Et concrètement, comment passe-t-on du concept à un vélo fini et prêt pour le BESPOKED ?
Je commence avec une boîte de tubes. Je prends toutes les mesures nécessaires pour m’assurer qu’il n’y aura aucun problème à la fabrication. Ensuite, je vérifie que chaque tube s’ajuste parfaitement avec le suivant. J’utilise pour ça une fraiseuse et une machine à ébavurer les tubes abrasifs. C’est comme ça que tous les tubes sont coupés. Je fais encore l’ajustage des haubans à la main, par exemple, c’est presque plus rapide. Ils sont ensuite assemblés dans un gabarit. J’ai fabriqué le mien moi-même : il garantit le respect de la géométrie du vélo. Ensuite, tout est pointé dans le gabarit. On brase juste ce qu’il faut pour que l’ensemble tienne. Puis on passe à une brasure complète.
En général, je laisse mes clients choisir la couleur. Dans ce cas, le choix a été assez simple : la teinte était un peu plus classique. Elle rend bien en photo. Je fais poudrer mes cadres à la fin, quand tout est assemblé.
Parlez-nous un peu de vous.
J'ai lancé Clandestine en 2017 dans le Devon, à l'extrême sud-ouest du Royaume-Uni. Juste à la lisière du parc national de Dartmoor. J'étais à Bristol avant ça. À Bristol, il y avait une communauté cycliste incroyable. C'était très facile de se familiariser avec tout le milieu cycliste là bas. J'ai rencontré d'autres personnes qui s'intéressaient à la fabrication de cadres. J'ai donc commencé par fabriquer des porte-bagages pour moi et mes amis. Ensuite, pour les amis de mes amis. Puis pour les amis des amis de nos amis. Les porte-bagages m'ont vraiment permis de me lancer. Je me suis penché sur différentes manières de transporter du matériel sur les vélos.

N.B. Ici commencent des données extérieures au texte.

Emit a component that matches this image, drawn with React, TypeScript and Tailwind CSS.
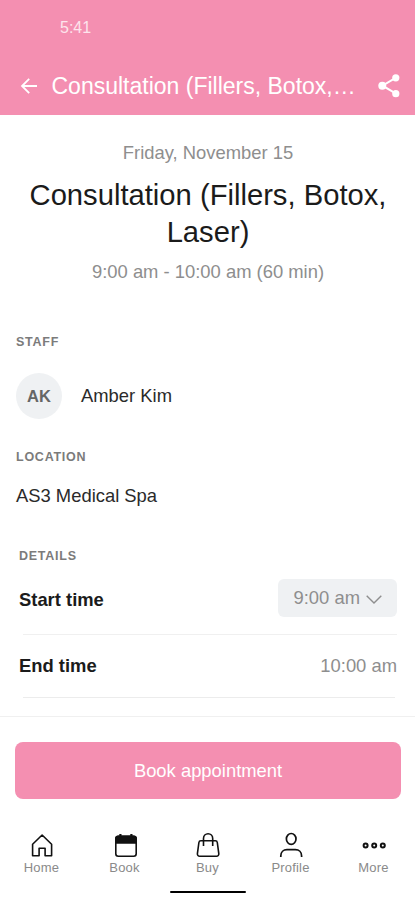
import {ReactNode} from "react";

const SectionLabel = ({children}: { children: ReactNode }) => (
    <h2 className="text-[12.5px] leading-4 font-bold tracking-[0.75px] text-[#7b7b7b]">
        {children}
    </h2>
);

const BackIcon = () => (
    <svg width="18" height="18" viewBox="0 0 18 18" fill="none" stroke="currentColor" strokeWidth="1.8">
        <path d="M17 9H2.5M9.2 1.8 2 9l7.2 7.2"/>
    </svg>
);

const ShareIcon = () => (
    <svg width="24" height="26" viewBox="0 0 24 26" fill="currentColor">
        <path d="M19 4.7 5.5 12.7l13.5 8" fill="none" stroke="currentColor" strokeWidth="2"/>
        <circle cx="18.8" cy="4.8" r="3.6"/>
        <circle cx="5.3" cy="12.7" r="4"/>
        <circle cx="18.8" cy="20.7" r="3.6"/>
    </svg>
);

const HomeIcon = () => (
    <svg width="28" height="28" viewBox="0 0 28 28" fill="none" stroke="currentColor" strokeWidth="1.6" strokeLinejoin="round">
        <path d="M4.6 13.3 14.1 4l9.5 9.3v11.5h-6.5v-7.6h-6v7.6H4.6Z"/>
    </svg>
);

const BookIcon = () => (
    <svg width="28" height="28" viewBox="0 0 28 28" fill="none" stroke="currentColor" strokeWidth="1.6">
        <rect x="4.8" y="5.3" width="20.4" height="20" rx="2.5"/>
        <path d="M4.8 12V7.8a2.5 2.5 0 0 1 2.5-2.5h15.4a2.5 2.5 0 0 1 2.5 2.5V12Z" fill="currentColor"/>
        <path d="M9.4 3V6.5M20.4 3V6.5" strokeWidth="2.2"/>
    </svg>
);

const BuyIcon = () => (
    <svg width="28" height="28" viewBox="0 0 28 28" fill="none" stroke="currentColor" strokeWidth="1.6" strokeLinejoin="round">
        <path d="M6.9 9.8h14.4a2 2 0 0 1 2 1.7l1.5 11.2a2.3 2.3 0 0 1-2.3 2.6H5.7a2.3 2.3 0 0 1-2.3-2.6L4.9 11.5a2 2 0 0 1 2-1.7Z"/>
        <path d="M9.5 15V7.4a4.6 4.6 0 0 1 9.2 0V15"/>
    </svg>
);

const ProfileIcon = () => (
    <svg width="28" height="28" viewBox="0 0 28 28" fill="none" stroke="currentColor" strokeWidth="1.7">
        <ellipse cx="14.2" cy="7.9" rx="4.8" ry="5.4"/>
        <path d="M3.8 26v-1c0-3.9 2.7-6.3 6.2-6.3h8.4c3.5 0 6.2 2.4 6.2 6.3v1"/>
    </svg>
);

const MoreIcon = () => (
    <svg width="28" height="28" viewBox="0 0 28 28" fill="none" stroke="currentColor" strokeWidth="2">
        <circle cx="5.6" cy="14.5" r="2"/>
        <circle cx="14.2" cy="14.5" r="2"/>
        <circle cx="22.8" cy="14.5" r="2"/>
    </svg>
);

const tabs = [
    {label: "Home", icon: <HomeIcon/>},
    {label: "Book", icon: <BookIcon/>},
    {label: "Buy", icon: <BuyIcon/>},
    {label: "Profile", icon: <ProfileIcon/>},
    {label: "More", icon: <MoreIcon/>},
];

export default function App() {
    return (
        <div className="flex h-[900px] w-[415px] flex-col overflow-hidden bg-white font-['Liberation_Sans',Arial,sans-serif] text-[18.4px] text-[#2a2a2a]">
            {/* Header */}
            <header className="h-[115px] shrink-0 bg-[#f48fb1] text-white">
                <div className="pt-[18px] pl-[60px] text-[16px] leading-5 text-[#fde4ec]">5:41</div>
                <div className="mt-[30px] flex h-9 items-center pl-5">
                    <BackIcon/>
                    <h1 className="ml-[13.5px] w-[309.5px] text-[23px] leading-9 whitespace-nowrap">
                        Consultation (Fillers, Botox,…
                    </h1>
                    <button aria-label="Share" className="ml-[16px]">
                        <ShareIcon/>
                    </button>
                </div>
            </header>

            <main className="flex h-[602px] shrink-0 flex-col border-b border-[#f0f0f0]">
                {/* Summary */}
                <section className="pt-[26px] pl-px text-center text-[#8e8e8e]">
                    <p className="leading-6">Friday, November 15</p>
                    <h2 className="mt-3 text-[29.2px] leading-[37px] text-[#1b1b1b]">
                        Consultation (Fillers, Botox,
                        <br/>
                        Laser)
                    </h2>
                    <p className="mt-[9px] leading-6">9:00 am - 10:00 am (60 min)</p>
                </section>

                {/* Staff */}
                <section className="mt-[50px] px-4">
                    <SectionLabel>STAFF</SectionLabel>
                    <div className="mt-[23px] flex items-center gap-[19px]">
                        <div className="flex size-[46px] items-center justify-center rounded-full bg-[#eff1f3] text-[16.5px] font-bold text-[#666]">
                            AK
                        </div>
                        <p>Amber Kim</p>
                    </div>
                </section>

                {/* Location */}
                <section className="mt-[30px] px-4">
                    <SectionLabel>LOCATION</SectionLabel>
                    <p className="mt-[19px] leading-6">AS3 Medical Spa</p>
                </section>

                {/* Details */}
                <section className="mt-[40px] pr-[18px] pl-[19px]">
                    <SectionLabel>DETAILS</SectionLabel>
                    <div className="mt-[15px] flex h-[38px] items-center justify-between">
                        <span className="pt-[3px] font-bold text-[#1b1b1b]">Start time</span>
                        <button className="flex h-[38px] w-[119px] items-center rounded-md bg-[#eff1f3] pl-[15.5px] text-[#8e8e8e]">
                            9:00 am
                            <svg className="mt-0.5 ml-1.5" width="16" height="9" viewBox="0 0 16 9" fill="none" stroke="currentColor" strokeWidth="1.4">
                                <path d="m.7.7 7.3 7.3L15.3.7"/>
                            </svg>
                        </button>
                    </div>
                    <div className="mt-[17px] ml-1 h-px bg-[#f0f0f0]"/>
                    <div className="flex h-[62px] items-center justify-between">
                        <span className="font-bold text-[#1b1b1b]">End time</span>
                        <span className="text-[#8e8e8e]">10:00 am</span>
                    </div>
                    <div className="mr-0.5 ml-1 h-px bg-[#ececec]"/>
                </section>
            </main>

            {/* Book button */}
            <div className="pt-[25px] pr-[14px] pl-[15px]">
                <button className="h-[57px] w-full rounded-lg bg-[#f48fb1] text-white">
                    Book appointment
                </button>
            </div>

            {/* Bottom tabs */}
            <nav className="mt-[32px] grid grid-cols-5">
                {tabs.map((tab) => (
                    <button key={tab.label} className="flex flex-col items-center text-[#111]">
                        {tab.icon}
                        <span className="mt-px text-[13px] leading-4 tracking-[0.2px] text-[#8a8a8a]">
                            {tab.label}
                        </span>
                    </button>
                ))}
            </nav>
            <div className="mx-auto mt-[15px] h-[2px] w-[76px] rounded-full bg-black"/>
        </div>
    );
}
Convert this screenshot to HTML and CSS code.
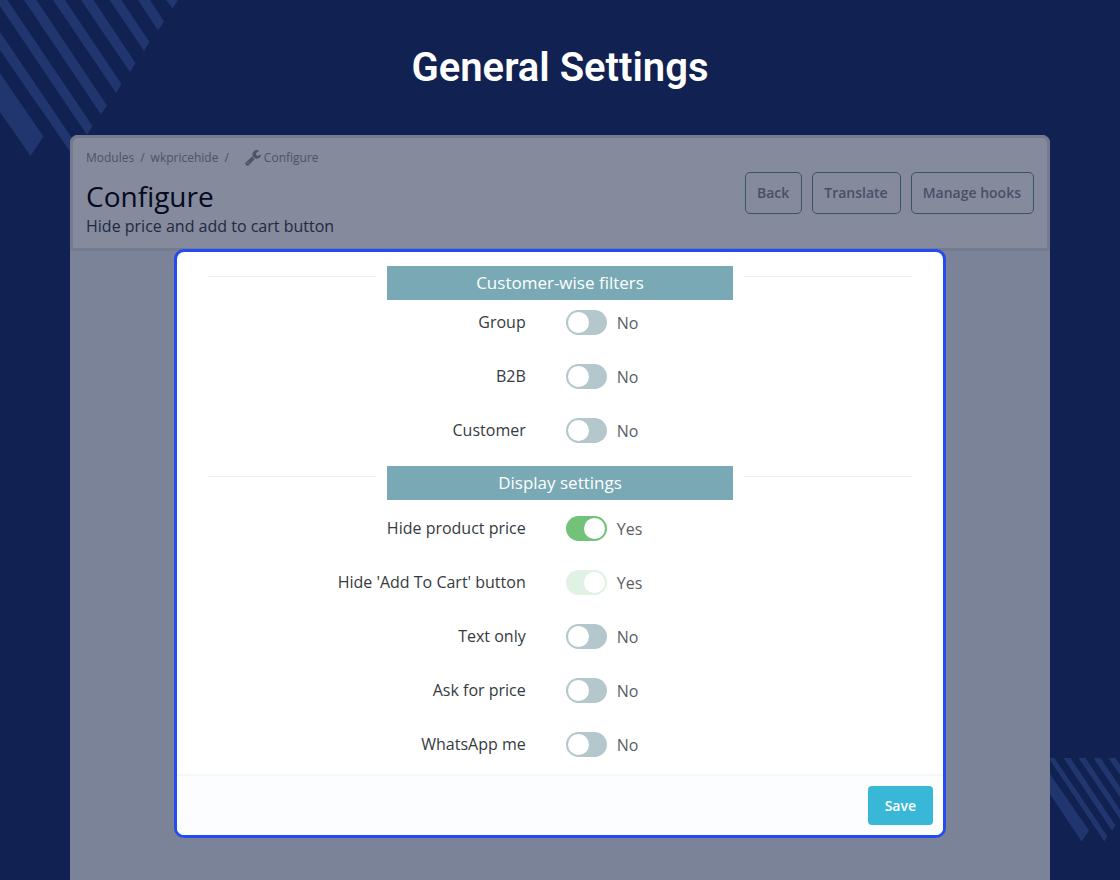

Équiper son vélo de porte-bagages vraiment aboutis transforme totalement la pratique. Celui monté sur le vélo Shimano est extrêmement rigide, très léger et dispose d’un passage de dynamo intégré : c’est d’une grande élégance. On peut se montrer créatif avec les porte-bagages si l’envie nous prend.
Donc, cette question de l'acier…
J’ai choisi l’acier parce que c’est l’âme et l’histoire du vélo. Dans la communauté où j’ai commencé tout ça, tout le monde bossait l’acier. Au Royaume-Uni, l'acier est très accessible. On apprend énormément des autres artisans. L’acier, c’est hyper tolérant à travailler. Ils font des ressorts avec. Ça veut tout dire pour moi. Ultra résistant, mais souple. Hyper sécurisant. Bonne durée de vie en fatigue.
Et c'est tout simplement élégant, vous voyez ?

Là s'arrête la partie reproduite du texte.